— Start of STORED DATA —

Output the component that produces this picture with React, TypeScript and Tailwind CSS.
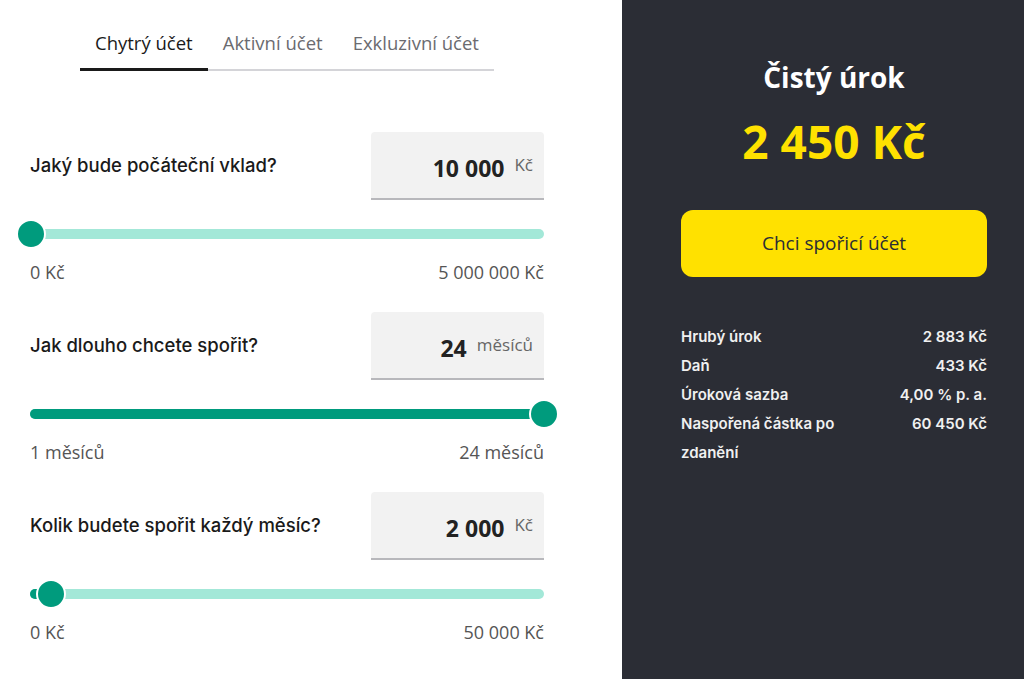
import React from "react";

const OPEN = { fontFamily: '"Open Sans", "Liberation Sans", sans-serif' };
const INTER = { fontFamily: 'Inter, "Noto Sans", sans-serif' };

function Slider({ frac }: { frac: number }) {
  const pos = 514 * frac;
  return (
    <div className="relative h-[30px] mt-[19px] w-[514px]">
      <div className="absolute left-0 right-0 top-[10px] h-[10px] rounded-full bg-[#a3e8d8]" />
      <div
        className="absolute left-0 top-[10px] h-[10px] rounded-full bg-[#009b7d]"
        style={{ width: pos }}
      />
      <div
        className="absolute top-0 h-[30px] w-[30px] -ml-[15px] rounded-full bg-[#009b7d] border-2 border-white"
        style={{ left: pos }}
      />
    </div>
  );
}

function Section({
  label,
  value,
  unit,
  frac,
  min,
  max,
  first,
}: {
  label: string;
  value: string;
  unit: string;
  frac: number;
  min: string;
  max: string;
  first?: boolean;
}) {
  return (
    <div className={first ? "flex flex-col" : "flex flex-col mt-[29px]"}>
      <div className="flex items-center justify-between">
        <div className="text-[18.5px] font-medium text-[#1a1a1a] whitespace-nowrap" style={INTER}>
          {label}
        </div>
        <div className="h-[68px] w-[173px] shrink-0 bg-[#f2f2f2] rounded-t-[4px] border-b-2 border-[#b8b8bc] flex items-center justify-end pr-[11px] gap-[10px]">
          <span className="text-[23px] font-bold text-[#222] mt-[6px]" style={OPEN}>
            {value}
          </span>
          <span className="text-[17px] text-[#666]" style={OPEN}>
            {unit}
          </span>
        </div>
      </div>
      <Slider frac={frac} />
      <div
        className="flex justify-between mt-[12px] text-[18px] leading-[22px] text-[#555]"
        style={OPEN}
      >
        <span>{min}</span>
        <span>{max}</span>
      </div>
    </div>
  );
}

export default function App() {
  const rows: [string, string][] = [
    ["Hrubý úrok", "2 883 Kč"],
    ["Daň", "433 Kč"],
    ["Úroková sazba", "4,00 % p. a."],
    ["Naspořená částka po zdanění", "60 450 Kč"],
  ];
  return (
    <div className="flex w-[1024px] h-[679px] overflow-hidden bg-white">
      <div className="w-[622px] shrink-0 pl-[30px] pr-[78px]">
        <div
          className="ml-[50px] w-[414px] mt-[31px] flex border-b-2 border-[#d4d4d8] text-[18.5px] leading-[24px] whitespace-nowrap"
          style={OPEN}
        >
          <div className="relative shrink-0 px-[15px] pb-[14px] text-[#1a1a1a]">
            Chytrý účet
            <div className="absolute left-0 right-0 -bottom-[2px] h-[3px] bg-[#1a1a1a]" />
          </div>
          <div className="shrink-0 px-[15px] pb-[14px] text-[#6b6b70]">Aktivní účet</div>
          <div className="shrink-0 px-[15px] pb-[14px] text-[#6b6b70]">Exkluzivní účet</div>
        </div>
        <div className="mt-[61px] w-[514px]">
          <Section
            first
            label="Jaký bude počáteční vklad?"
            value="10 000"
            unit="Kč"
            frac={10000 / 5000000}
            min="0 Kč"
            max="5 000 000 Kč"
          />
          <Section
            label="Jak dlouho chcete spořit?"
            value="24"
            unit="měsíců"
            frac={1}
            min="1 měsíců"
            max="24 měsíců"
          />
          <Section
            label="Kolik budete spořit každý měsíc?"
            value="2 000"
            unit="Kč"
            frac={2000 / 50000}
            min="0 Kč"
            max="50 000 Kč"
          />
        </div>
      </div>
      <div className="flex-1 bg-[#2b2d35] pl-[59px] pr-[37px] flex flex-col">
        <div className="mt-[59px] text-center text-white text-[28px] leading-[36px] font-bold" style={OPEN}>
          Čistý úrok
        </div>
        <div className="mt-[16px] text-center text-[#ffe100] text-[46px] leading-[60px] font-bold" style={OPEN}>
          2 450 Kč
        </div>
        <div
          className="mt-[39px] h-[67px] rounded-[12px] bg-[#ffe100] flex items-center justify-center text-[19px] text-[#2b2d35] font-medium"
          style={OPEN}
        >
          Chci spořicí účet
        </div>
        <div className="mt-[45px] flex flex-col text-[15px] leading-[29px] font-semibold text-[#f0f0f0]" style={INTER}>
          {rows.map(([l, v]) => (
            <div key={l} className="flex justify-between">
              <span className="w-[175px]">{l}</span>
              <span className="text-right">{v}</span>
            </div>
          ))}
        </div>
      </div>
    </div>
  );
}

— End of STORED DATA —

> **TO DO**
Images in the data above are to be skipped. Retype all other material exactly.

> **ANSWER TO THE PROBLEM**
Output the component that produces this picture with React, TypeScript and Tailwind CSS.
import React from "react";

const OPEN = { fontFamily: '"Open Sans", "Liberation Sans", sans-serif' };
const INTER = { fontFamily: 'Inter, "Noto Sans", sans-serif' };

function Slider({ frac }: { frac: number }) {
  const pos = 514 * frac;
  return (
    <div className="relative h-[30px] mt-[19px] w-[514px]">
      <div className="absolute left-0 right-0 top-[10px] h-[10px] rounded-full bg-[#a3e8d8]" />
      <div
        className="absolute left-0 top-[10px] h-[10px] rounded-full bg-[#009b7d]"
        style={{ width: pos }}
      />
      <div
        className="absolute top-0 h-[30px] w-[30px] -ml-[15px] rounded-full bg-[#009b7d] border-2 border-white"
        style={{ left: pos }}
      />
    </div>
  );
}

function Section({
  label,
  value,
  unit,
  frac,
  min,
  max,
  first,
}: {
  label: string;
  value: string;
  unit: string;
  frac: number;
  min: string;
  max: string;
  first?: boolean;
}) {
  return (
    <div className={first ? "flex flex-col" : "flex flex-col mt-[29px]"}>
      <div className="flex items-center justify-between">
        <div className="text-[18.5px] font-medium text-[#1a1a1a] whitespace-nowrap" style={INTER}>
          {label}
        </div>
        <div className="h-[68px] w-[173px] shrink-0 bg-[#f2f2f2] rounded-t-[4px] border-b-2 border-[#b8b8bc] flex items-center justify-end pr-[11px] gap-[10px]">
          <span className="text-[23px] font-bold text-[#222] mt-[6px]" style={OPEN}>
            {value}
          </span>
          <span className="text-[17px] text-[#666]" style={OPEN}>
            {unit}
          </span>
        </div>
      </div>
      <Slider frac={frac} />
      <div
        className="flex justify-between mt-[12px] text-[18px] leading-[22px] text-[#555]"
        style={OPEN}
      >
        <span>{min}</span>
        <span>{max}</span>
      </div>
    </div>
  );
}

export default function App() {
  const rows: [string, string][] = [
    ["Hrubý úrok", "2 883 Kč"],
    ["Daň", "433 Kč"],
    ["Úroková sazba", "4,00 % p. a."],
    ["Naspořená částka po zdanění", "60 450 Kč"],
  ];
  return (
    <div className="flex w-[1024px] h-[679px] overflow-hidden bg-white">
      <div className="w-[622px] shrink-0 pl-[30px] pr-[78px]">
        <div
          className="ml-[50px] w-[414px] mt-[31px] flex border-b-2 border-[#d4d4d8] text-[18.5px] leading-[24px] whitespace-nowrap"
          style={OPEN}
        >
          <div className="relative shrink-0 px-[15px] pb-[14px] text-[#1a1a1a]">
            Chytrý účet
            <div className="absolute left-0 right-0 -bottom-[2px] h-[3px] bg-[#1a1a1a]" />
          </div>
          <div className="shrink-0 px-[15px] pb-[14px] text-[#6b6b70]">Aktivní účet</div>
          <div className="shrink-0 px-[15px] pb-[14px] text-[#6b6b70]">Exkluzivní účet</div>
        </div>
        <div className="mt-[61px] w-[514px]">
          <Section
            first
            label="Jaký bude počáteční vklad?"
            value="10 000"
            unit="Kč"
            frac={10000 / 5000000}
            min="0 Kč"
            max="5 000 000 Kč"
          />
          <Section
            label="Jak dlouho chcete spořit?"
            value="24"
            unit="měsíců"
            frac={1}
            min="1 měsíců"
            max="24 měsíců"
          />
          <Section
            label="Kolik budete spořit každý měsíc?"
            value="2 000"
            unit="Kč"
            frac={2000 / 50000}
            min="0 Kč"
            max="50 000 Kč"
          />
        </div>
      </div>
      <div className="flex-1 bg-[#2b2d35] pl-[59px] pr-[37px] flex flex-col">
        <div className="mt-[59px] text-center text-white text-[28px] leading-[36px] font-bold" style={OPEN}>
          Čistý úrok
        </div>
        <div className="mt-[16px] text-center text-[#ffe100] text-[46px] leading-[60px] font-bold" style={OPEN}>
          2 450 Kč
        </div>
        <div
          className="mt-[39px] h-[67px] rounded-[12px] bg-[#ffe100] flex items-center justify-center text-[19px] text-[#2b2d35] font-medium"
          style={OPEN}
        >
          Chci spořicí účet
        </div>
        <div className="mt-[45px] flex flex-col text-[15px] leading-[29px] font-semibold text-[#f0f0f0]" style={INTER}>
          {rows.map(([l, v]) => (
            <div key={l} className="flex justify-between">
              <span className="w-[175px]">{l}</span>
              <span className="text-right">{v}</span>
            </div>
          ))}
        </div>
      </div>
    </div>
  );
}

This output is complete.